**TASK DESCRIPTION**
Check every line below for the word "this" and copy each one that has it.

**PROVIDED DATA**
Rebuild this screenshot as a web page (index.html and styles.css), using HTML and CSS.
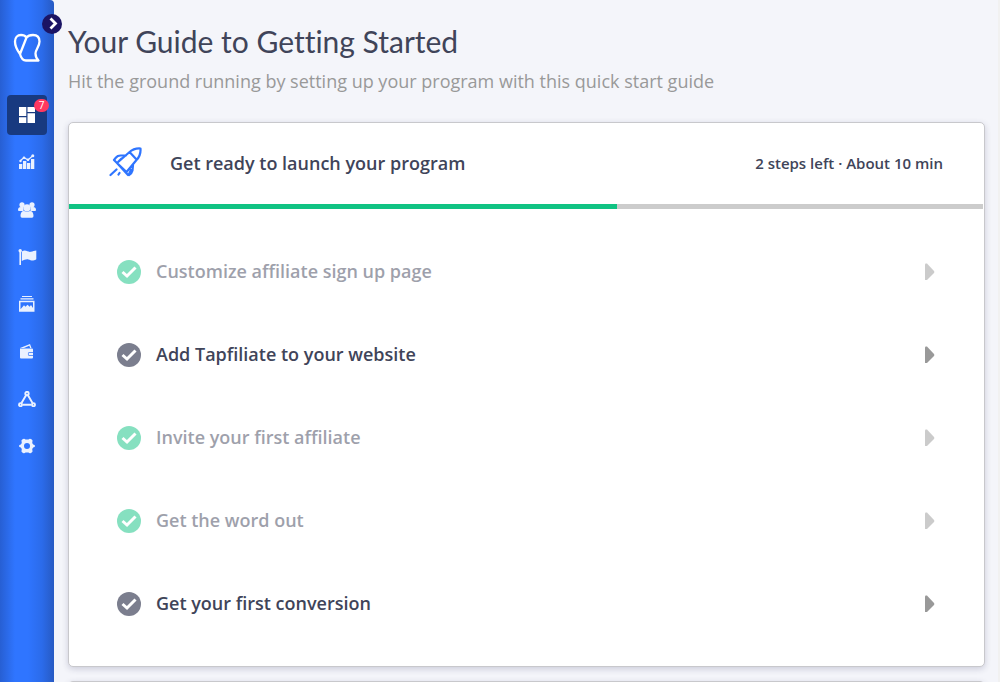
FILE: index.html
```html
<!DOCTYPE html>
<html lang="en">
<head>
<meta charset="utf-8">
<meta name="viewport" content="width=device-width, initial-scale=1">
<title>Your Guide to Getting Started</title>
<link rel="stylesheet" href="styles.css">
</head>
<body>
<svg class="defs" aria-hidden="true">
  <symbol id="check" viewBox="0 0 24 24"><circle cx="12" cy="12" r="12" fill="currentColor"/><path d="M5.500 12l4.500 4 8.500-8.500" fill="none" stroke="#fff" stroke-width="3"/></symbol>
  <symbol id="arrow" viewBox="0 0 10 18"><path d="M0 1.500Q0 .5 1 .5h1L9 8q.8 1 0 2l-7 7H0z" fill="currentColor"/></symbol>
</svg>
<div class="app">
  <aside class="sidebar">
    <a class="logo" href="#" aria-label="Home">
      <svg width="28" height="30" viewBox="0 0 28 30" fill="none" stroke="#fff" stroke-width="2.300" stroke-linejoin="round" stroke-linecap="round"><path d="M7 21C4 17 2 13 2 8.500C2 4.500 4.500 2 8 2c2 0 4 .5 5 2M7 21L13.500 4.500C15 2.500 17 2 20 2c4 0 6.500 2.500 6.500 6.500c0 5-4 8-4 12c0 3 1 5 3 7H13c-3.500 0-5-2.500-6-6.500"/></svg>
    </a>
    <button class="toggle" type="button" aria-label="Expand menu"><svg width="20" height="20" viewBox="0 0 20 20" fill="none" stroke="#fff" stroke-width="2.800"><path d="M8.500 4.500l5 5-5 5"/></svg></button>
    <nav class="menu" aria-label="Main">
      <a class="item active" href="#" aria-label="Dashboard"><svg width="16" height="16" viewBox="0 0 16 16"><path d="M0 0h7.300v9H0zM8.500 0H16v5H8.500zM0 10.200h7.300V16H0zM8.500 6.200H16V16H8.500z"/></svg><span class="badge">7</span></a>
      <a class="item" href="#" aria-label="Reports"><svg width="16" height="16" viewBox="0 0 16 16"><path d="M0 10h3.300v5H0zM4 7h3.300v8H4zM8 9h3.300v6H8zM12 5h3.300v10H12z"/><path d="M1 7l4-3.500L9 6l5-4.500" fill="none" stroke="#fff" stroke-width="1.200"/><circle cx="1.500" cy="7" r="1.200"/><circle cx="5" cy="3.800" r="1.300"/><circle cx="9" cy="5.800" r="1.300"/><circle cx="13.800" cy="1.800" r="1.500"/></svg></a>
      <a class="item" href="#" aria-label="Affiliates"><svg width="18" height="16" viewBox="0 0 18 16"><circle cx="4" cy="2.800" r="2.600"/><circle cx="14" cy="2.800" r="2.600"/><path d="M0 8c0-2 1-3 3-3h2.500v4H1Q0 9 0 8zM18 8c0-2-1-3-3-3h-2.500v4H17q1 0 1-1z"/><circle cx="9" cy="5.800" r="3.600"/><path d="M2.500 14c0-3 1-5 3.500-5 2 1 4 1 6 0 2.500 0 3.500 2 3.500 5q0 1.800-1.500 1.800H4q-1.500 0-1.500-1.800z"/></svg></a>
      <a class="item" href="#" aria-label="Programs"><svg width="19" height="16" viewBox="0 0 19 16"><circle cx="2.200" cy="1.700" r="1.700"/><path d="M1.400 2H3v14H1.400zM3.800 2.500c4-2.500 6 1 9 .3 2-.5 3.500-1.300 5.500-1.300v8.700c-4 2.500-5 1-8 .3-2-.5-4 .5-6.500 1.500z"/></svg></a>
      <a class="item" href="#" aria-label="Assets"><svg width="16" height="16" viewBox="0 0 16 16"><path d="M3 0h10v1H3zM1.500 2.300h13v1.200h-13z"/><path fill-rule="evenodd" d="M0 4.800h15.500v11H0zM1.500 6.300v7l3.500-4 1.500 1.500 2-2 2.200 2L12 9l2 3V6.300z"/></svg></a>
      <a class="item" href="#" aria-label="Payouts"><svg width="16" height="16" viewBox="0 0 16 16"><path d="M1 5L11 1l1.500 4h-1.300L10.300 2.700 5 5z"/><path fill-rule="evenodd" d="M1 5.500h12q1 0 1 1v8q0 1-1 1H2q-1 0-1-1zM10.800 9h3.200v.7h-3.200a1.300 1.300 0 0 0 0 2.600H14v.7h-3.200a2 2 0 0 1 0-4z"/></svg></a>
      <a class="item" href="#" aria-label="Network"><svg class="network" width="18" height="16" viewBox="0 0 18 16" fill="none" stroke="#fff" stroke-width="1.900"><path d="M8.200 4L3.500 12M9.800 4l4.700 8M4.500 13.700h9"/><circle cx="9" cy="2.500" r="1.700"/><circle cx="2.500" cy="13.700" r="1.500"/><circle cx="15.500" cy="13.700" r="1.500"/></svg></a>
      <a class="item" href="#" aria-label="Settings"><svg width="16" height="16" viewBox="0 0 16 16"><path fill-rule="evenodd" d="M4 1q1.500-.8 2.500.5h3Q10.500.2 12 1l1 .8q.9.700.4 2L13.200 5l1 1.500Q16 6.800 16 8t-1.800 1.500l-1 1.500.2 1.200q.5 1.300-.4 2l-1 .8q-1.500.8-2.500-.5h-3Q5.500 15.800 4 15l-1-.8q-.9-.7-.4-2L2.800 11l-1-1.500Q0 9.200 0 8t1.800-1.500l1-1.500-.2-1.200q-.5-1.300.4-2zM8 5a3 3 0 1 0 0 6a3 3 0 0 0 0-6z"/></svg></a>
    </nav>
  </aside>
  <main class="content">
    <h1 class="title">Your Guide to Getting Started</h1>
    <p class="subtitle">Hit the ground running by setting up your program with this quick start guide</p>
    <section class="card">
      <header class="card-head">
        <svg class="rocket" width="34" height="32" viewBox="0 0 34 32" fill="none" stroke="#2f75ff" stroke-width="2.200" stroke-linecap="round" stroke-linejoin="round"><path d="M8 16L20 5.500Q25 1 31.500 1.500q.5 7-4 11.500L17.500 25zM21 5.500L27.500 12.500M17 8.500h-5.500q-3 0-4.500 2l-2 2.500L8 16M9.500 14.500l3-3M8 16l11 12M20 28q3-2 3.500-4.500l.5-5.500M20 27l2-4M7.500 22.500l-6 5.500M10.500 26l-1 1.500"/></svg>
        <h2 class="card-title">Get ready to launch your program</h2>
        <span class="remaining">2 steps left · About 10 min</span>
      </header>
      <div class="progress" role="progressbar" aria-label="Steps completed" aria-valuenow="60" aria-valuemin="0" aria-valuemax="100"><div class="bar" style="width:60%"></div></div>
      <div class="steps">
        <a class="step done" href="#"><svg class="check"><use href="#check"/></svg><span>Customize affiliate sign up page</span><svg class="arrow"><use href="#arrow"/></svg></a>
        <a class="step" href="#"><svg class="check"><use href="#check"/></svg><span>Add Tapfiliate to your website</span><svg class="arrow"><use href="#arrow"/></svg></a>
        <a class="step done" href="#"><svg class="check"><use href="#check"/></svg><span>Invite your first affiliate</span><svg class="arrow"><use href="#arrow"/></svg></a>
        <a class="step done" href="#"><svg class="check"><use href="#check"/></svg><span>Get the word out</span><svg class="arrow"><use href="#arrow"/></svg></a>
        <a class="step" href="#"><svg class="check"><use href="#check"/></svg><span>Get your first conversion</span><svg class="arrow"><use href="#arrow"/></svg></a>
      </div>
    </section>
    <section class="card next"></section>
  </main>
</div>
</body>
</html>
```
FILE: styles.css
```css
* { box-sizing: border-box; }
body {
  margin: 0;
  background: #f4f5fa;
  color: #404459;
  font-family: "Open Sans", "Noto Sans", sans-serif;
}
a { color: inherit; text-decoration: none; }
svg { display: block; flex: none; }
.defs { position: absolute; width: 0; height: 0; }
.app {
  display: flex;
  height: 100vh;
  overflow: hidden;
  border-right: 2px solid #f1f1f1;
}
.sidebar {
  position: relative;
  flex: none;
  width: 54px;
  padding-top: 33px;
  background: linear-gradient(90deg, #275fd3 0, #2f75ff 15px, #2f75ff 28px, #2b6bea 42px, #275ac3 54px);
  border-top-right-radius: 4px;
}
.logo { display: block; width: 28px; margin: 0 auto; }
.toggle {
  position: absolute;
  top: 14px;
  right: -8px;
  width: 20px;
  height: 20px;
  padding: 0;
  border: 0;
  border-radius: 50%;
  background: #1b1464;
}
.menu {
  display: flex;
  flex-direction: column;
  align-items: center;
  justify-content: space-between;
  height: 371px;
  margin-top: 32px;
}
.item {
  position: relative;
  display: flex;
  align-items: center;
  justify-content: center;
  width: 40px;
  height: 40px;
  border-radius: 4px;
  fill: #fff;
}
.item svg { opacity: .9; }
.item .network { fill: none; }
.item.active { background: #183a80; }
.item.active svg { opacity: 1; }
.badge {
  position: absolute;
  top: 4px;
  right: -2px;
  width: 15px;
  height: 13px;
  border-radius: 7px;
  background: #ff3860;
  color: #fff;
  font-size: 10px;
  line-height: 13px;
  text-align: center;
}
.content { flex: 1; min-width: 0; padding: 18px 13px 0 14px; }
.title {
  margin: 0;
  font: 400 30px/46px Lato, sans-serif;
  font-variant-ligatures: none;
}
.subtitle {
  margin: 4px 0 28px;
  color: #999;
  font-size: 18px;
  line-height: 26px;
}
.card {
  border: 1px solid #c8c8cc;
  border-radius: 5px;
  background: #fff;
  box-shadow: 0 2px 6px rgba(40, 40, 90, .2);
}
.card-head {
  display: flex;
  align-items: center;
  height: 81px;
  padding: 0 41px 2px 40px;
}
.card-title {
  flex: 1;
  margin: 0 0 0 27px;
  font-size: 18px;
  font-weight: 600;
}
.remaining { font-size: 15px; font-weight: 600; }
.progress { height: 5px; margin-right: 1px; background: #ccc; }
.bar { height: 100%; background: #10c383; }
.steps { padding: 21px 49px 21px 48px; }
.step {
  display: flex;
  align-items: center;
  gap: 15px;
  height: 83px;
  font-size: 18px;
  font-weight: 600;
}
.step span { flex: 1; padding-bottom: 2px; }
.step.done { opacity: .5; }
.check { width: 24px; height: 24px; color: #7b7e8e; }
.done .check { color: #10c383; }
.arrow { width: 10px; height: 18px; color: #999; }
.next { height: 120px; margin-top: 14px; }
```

**CORRECT OUTPUT**
Rebuild this screenshot as a web page (index.html and styles.css), using HTML and CSS.
    <p class="subtitle">Hit the ground running by setting up your program with this quick start guide</p>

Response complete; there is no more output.